Ashland’s watershed is already at risk to erosion due to the nature of the soil which is mostly composed of decomposed granite. If Mt. Ashland were to go through with the expansion and clear cut hundreds of trees that are holding the soil together then all the upturned and loose soil would move downhill, dumping into the Ashnald creek basin. This would cause problems with water filtration, and during the dry seasons it would create blockage, choking our water supply. These same concerns are shared by John Schuyler, the Acting District Ranger of the United States Forest Service in 2003, in his report on the Mt. Ashland expansion.(http://mountashland.com/info/epaletter.html)

Our major concerns are that the Ski Area expansion may increase erosion in the highly erosive soils of the expansion area, causing water quality effects downstream in Cottonwood and Ashland Creek”, Schuyler says in his report.

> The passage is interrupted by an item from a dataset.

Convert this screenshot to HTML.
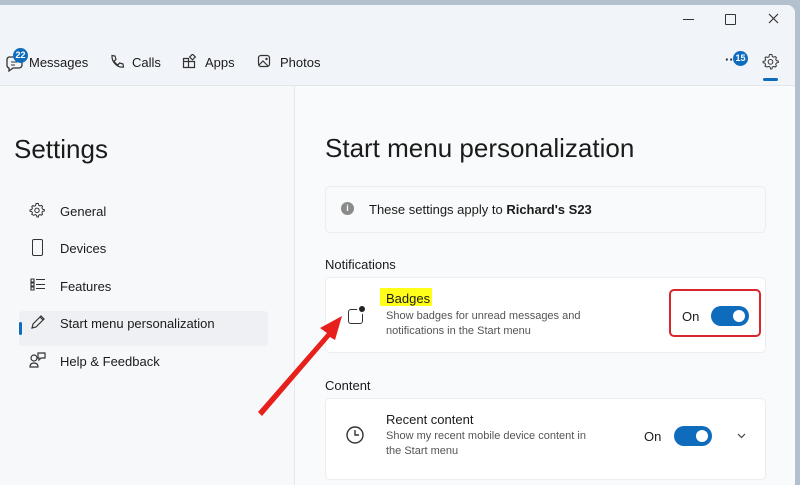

As for the ecosystem, there are many different rare species of plants and animals such as the Pacific Fisher( a small weasel), Henderson’s Horkelia( a type of rosebush), the Engelmann Spruce( a type of tree), and the Ashland lupin(a flowering pod plant) which will all be negatively affected by the expansion. The destruction of these plants and animals will have a huge negative affect on the Mt. Ahsland ecosystem.

On top of all these problems is the fact that Mt. Ashland is unable to pay for the expansion. To go through with the project Mt. Ashland would need to raise $ 17 Million, and Mt. Ashland has had to file Financial Bankruptcy three times already. Will it have to again due to the direction it is going?

Currently, Mt. Ashland is trying to raise the money to start the project, but many people of Ashland and the Sierra Club are trying to bring them to court.  Activists in town have started a boycott against Mt. Ashland to slow their fundraising efforts, and encourage other locals to participate.

Although the Forest Service has given Mt. Ashland the all clear, it can not completely rule out these risks due to the unpredictability of nature.